Reducing Wide-Area Satellite Data to Concise Sets for More Efficient Training and Testing of Land-Cover Classifiers

2019-06-10T17:27:49Z (GMT) by Tommy Y. Chang
Obtaining an accurate estimate of a land-cover classifier's performance over a wide geographic area is a challenging problem due to the need to generate the ground truth that covers the entire area that may be thousands of square kilometers in size. The current best approach constructs a testing dataset by drawing samples randomly from the entire area --- with a human supplying the true label for each such sample --- with the hope that the selections thus made statistically capture all of the data diversity in the area. A major shortcoming of this approach is that it is difficult for a human to ensure that the information provided by the next data element chosen by the random sampler is non-redundant with respect to the data already collected.

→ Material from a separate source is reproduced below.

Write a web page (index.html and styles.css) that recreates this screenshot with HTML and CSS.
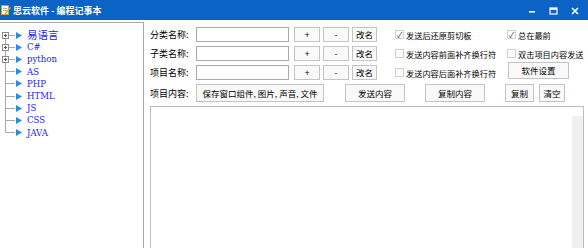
FILE: index.html
```html
<!DOCTYPE html>
<html lang="zh-CN">
<head>
    <meta charset="UTF-8">
    <title>思云软件 - 编程记事本</title>
    <link rel="stylesheet" href="styles.css">
</head>
<body>
    <div class="window">
        <div class="titlebar">
            <svg class="app-icon" width="10" height="12" viewBox="0 0 10 12">
                <rect x="0.5" y="1.5" width="7" height="9" fill="#fffbe8" stroke="#c9a24a"/>
                <line x1="2" y1="4.5" x2="6" y2="4.5" stroke="#b0b0b0"/>
                <line x1="2" y1="6.5" x2="6" y2="6.5" stroke="#b0b0b0"/>
                <polygon points="4,9 9,3 10,4 5,10 3.5,10.5" fill="#f0a020"/>
            </svg>
            <span class="title">思云软件 - 编程记事本</span>
            <div class="win-btns">
                <svg width="8" height="8" viewBox="0 0 8 8"><rect x="1" y="4" width="6" height="1.6" fill="#fff"/></svg>
                <svg width="9" height="8" viewBox="0 0 9 8"><rect x="1" y="1" width="7" height="6" fill="none" stroke="#fff" stroke-width="1.2"/><rect x="1" y="1" width="7" height="1.8" fill="#fff"/></svg>
                <svg width="8" height="8" viewBox="0 0 8 8"><path d="M1 1 L7 7 M7 1 L1 7" stroke="#fff" stroke-width="1.6"/></svg>
            </div>
        </div>

        <div class="main">
            <div class="tree">
                <div class="node first">
                    <svg class="branch" width="26" height="13" viewBox="0 0 26 13">
                        <path d="M5.5 6.5 V13 M5.5 6.5 H15" stroke="#a8a8a8"/>
                        <rect x="2.5" y="3.5" width="6" height="6" fill="#fff" stroke="#8c8c8c"/>
                        <path d="M4 6.5 H7 M5.5 5 V8" stroke="#555"/>
                        <polygon points="16,3 22,6.5 16,10" fill="#1d8fe6"/>
                    </svg>
                    <span class="cn">易语言</span>
                </div>
                <div class="node">
                    <svg class="branch" width="26" height="13" viewBox="0 0 26 13">
                        <path d="M5.5 0 V13 M5.5 6.5 H15" stroke="#a8a8a8"/>
                        <rect x="2.5" y="3.5" width="6" height="6" fill="#fff" stroke="#8c8c8c"/>
                        <path d="M4 6.5 H7 M5.5 5 V8" stroke="#555"/>
                        <polygon points="16,3 22,6.5 16,10" fill="#1d8fe6"/>
                    </svg>
                    <span class="en">C#</span>
                </div>
                <div class="node">
                    <svg class="branch" width="26" height="13" viewBox="0 0 26 13">
                        <path d="M5.5 0 V13 M5.5 6.5 H15" stroke="#a8a8a8"/>
                        <rect x="2.5" y="3.5" width="6" height="6" fill="#fff" stroke="#8c8c8c"/>
                        <path d="M4 6.5 H7 M5.5 5 V8" stroke="#555"/>
                        <polygon points="16,3 22,6.5 16,10" fill="#1d8fe6"/>
                    </svg>
                    <span class="en">python</span>
                </div>
                <div class="node">
                    <svg class="branch" width="26" height="13" viewBox="0 0 26 13">
                        <path d="M5.5 0 V13 M5.5 6.5 H15" stroke="#a8a8a8"/>
                        <polygon points="16,3 22,6.5 16,10" fill="#1d8fe6"/>
                    </svg>
                    <span class="en">AS</span>
                </div>
                <div class="node">
                    <svg class="branch" width="26" height="13" viewBox="0 0 26 13">
                        <path d="M5.5 0 V13 M5.5 6.5 H15" stroke="#a8a8a8"/>
                        <polygon points="16,3 22,6.5 16,10" fill="#1d8fe6"/>
                    </svg>
                    <span class="en">PHP</span>
                </div>
                <div class="node">
                    <svg class="branch" width="26" height="13" viewBox="0 0 26 13">
                        <path d="M5.5 0 V13 M5.5 6.5 H15" stroke="#a8a8a8"/>
                        <polygon points="16,3 22,6.5 16,10" fill="#1d8fe6"/>
                    </svg>
                    <span class="en">HTML</span>
                </div>
                <div class="node">
                    <svg class="branch" width="26" height="13" viewBox="0 0 26 13">
                        <path d="M5.5 0 V13 M5.5 6.5 H15" stroke="#a8a8a8"/>
                        <polygon points="16,3 22,6.5 16,10" fill="#1d8fe6"/>
                    </svg>
                    <span class="en">JS</span>
                </div>
                <div class="node">
                    <svg class="branch" width="26" height="13" viewBox="0 0 26 13">
                        <path d="M5.5 0 V13 M5.5 6.5 H15" stroke="#a8a8a8"/>
                        <polygon points="16,3 22,6.5 16,10" fill="#1d8fe6"/>
                    </svg>
                    <span class="en">CSS</span>
                </div>
                <div class="node">
                    <svg class="branch" width="26" height="13" viewBox="0 0 26 13">
                        <path d="M5.5 0 V6.5 H15" stroke="#a8a8a8" fill="none"/>
                        <polygon points="16,3 22,6.5 16,10" fill="#1d8fe6"/>
                    </svg>
                    <span class="en">JAVA</span>
                </div>
            </div>

            <div class="form">
                <div class="row">
                    <span class="lbl">分类名称:</span>
                    <input type="text" class="field">
                    <button class="btn pm">+</button>
                    <button class="btn pm">-</button>
                    <button class="btn rename">改名</button>
                    <label class="chk col-a"><span class="box">✓</span>发送后还原剪切板</label>
                    <label class="chk"><span class="box">✓</span>总在最前</label>
                </div>
                <div class="row">
                    <span class="lbl">子类名称:</span>
                    <input type="text" class="field">
                    <button class="btn pm">+</button>
                    <button class="btn pm">-</button>
                    <button class="btn rename">改名</button>
                    <label class="chk col-a"><span class="box"></span>发送内容前面补齐换行符</label>
                    <label class="chk"><span class="box"></span>双击项目内容发送</label>
                </div>
                <div class="row">
                    <span class="lbl">项目名称:</span>
                    <input type="text" class="field">
                    <button class="btn pm">+</button>
                    <button class="btn pm">-</button>
                    <button class="btn rename">改名</button>
                    <label class="chk col-a"><span class="box"></span>发送内容后面补齐换行符</label>
                    <button class="btn settings">软件设置</button>
                </div>
                <div class="row actions">
                    <span class="lbl">项目内容:</span>
                    <button class="btn save">保存窗口组件, 图片, 声音, 文件</button>
                    <button class="btn send">发送内容</button>
                    <button class="btn copy-all">复制内容</button>
                    <button class="btn copy">复制</button>
                    <button class="btn clear">清空</button>
                </div>
                <div class="editor">
                    <div class="vscroll"></div>
                </div>
            </div>
        </div>
    </div>
</body>
</html>
```

FILE: styles.css
```css
html, body {
    margin: 0;
    padding: 0;
    background: #ffffff;
    overflow: hidden;
}

.window {
    width: 588px;
    height: 248px;
    font-family: "Noto Sans CJK SC", "Liberation Sans", sans-serif;
    color: #000000;
    overflow: hidden;
}

.titlebar {
    height: 20px;
    background: #0b63c5;
    display: flex;
    align-items: center;
    color: #ffffff;
}

.app-icon {
    margin-left: 1px;
    margin-right: 2px;
}

.title {
    font-size: 9px;
    font-weight: bold;
}

.win-btns {
    margin-left: auto;
    display: flex;
    align-items: center;
    gap: 13px;
    margin-right: 9px;
    margin-top: 2px;
}

.main {
    display: flex;
    height: 228px;
}

.tree {
    width: 143px;
    flex-shrink: 0;
    margin-top: 2px;
    border-top: 1px solid #a8a8a8;
    border-right: 1px solid #a8a8a8;
    padding-top: 6px;
}

.node {
    display: flex;
    align-items: center;
    height: 12.2px;
    white-space: nowrap;
}

.branch {
    display: block;
    flex-shrink: 0;
    margin-right: 1px;
    overflow: visible;
}

.cn {
    font-size: 10.5px;
    color: #1a1aff;
    line-height: 12px;
}

.en {
    font-family: "DejaVu Serif", "Liberation Serif", serif;
    font-stretch: condensed;
    font-size: 9.5px;
    color: #1a1aff;
    line-height: 12px;
}

.form {
    flex: 1;
    min-width: 0;
    padding: 7px 4px 0 6px;
}

.row {
    display: flex;
    align-items: center;
    height: 15px;
    margin-bottom: 4px;
    font-size: 8.2px;
    white-space: nowrap;
}

.lbl {
    width: 46px;
    flex-shrink: 0;
    font-size: 9px;
}

.field {
    box-sizing: border-box;
    width: 93px;
    height: 15px;
    margin: 0 5px 0 0;
    padding: 0 2px;
    border: 1px solid #a9a9a9;
    background: #ffffff;
    outline: none;
    flex-shrink: 0;
}

.btn {
    box-sizing: border-box;
    height: 15px;
    padding: 0;
    margin: 0;
    border: 1px solid #c4c4c4;
    background: #f9f9f9;
    font-family: inherit;
    font-size: 8.5px;
    color: #000000;
    line-height: 1;
    flex-shrink: 0;
}

.pm {
    width: 26px;
    margin-right: 3px;
}

.rename {
    width: 25px;
}

.chk {
    display: flex;
    align-items: center;
    width: 112px;
    flex-shrink: 0;
}

.col-a {
    margin-left: 18px;
}

.box {
    box-sizing: border-box;
    width: 9px;
    height: 9px;
    margin-right: 2px;
    border: 1px solid #cfcfcf;
    font-size: 8px;
    line-height: 7px;
    text-align: center;
    color: #333333;
    flex-shrink: 0;
}

.settings {
    width: 61px;
    height: 17px;
    margin-left: 1px;
    align-self: flex-start;
    margin-top: -3px;
}

.actions {
    height: 18px;
    margin-top: 1px;
    margin-bottom: 4px;
}

.actions .btn {
    height: 18px;
}

.save {
    width: 128px;
}

.send {
    width: 60px;
    margin-left: 21px;
}

.copy-all {
    width: 60px;
    margin-left: 20px;
}

.copy {
    width: 29px;
    margin-left: 20px;
}

.clear {
    width: 26px;
    margin-left: 5px;
}

.editor {
    height: 145px;
    border: 1px solid #bdbdbd;
    display: flex;
    justify-content: flex-end;
}

.vscroll {
    width: 11px;
    margin-top: 9px;
    background: #f0f0f0;
}
```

In order to reduce the annotation burden, it makes sense to remove any redundancies from the entire dataset before presenting its samples to a human for annotation. This dissertation presents a framework that uses a combination of clustering and compression to create a concise-set representation of the land-cover data for a large geographic area. Whereas clustering is achieved by applying Locality Sensitive Hashing (LSH) to the data elements, compression is achieved through choosing a single data element to represent a given cluster. This framework reduces the annotation burden on the human and makes it more likely that the human would persevere during the annotation stage. We validate our framework experimentally by comparing it with the traditional random sampling approach using WorldView2 satellite imagery.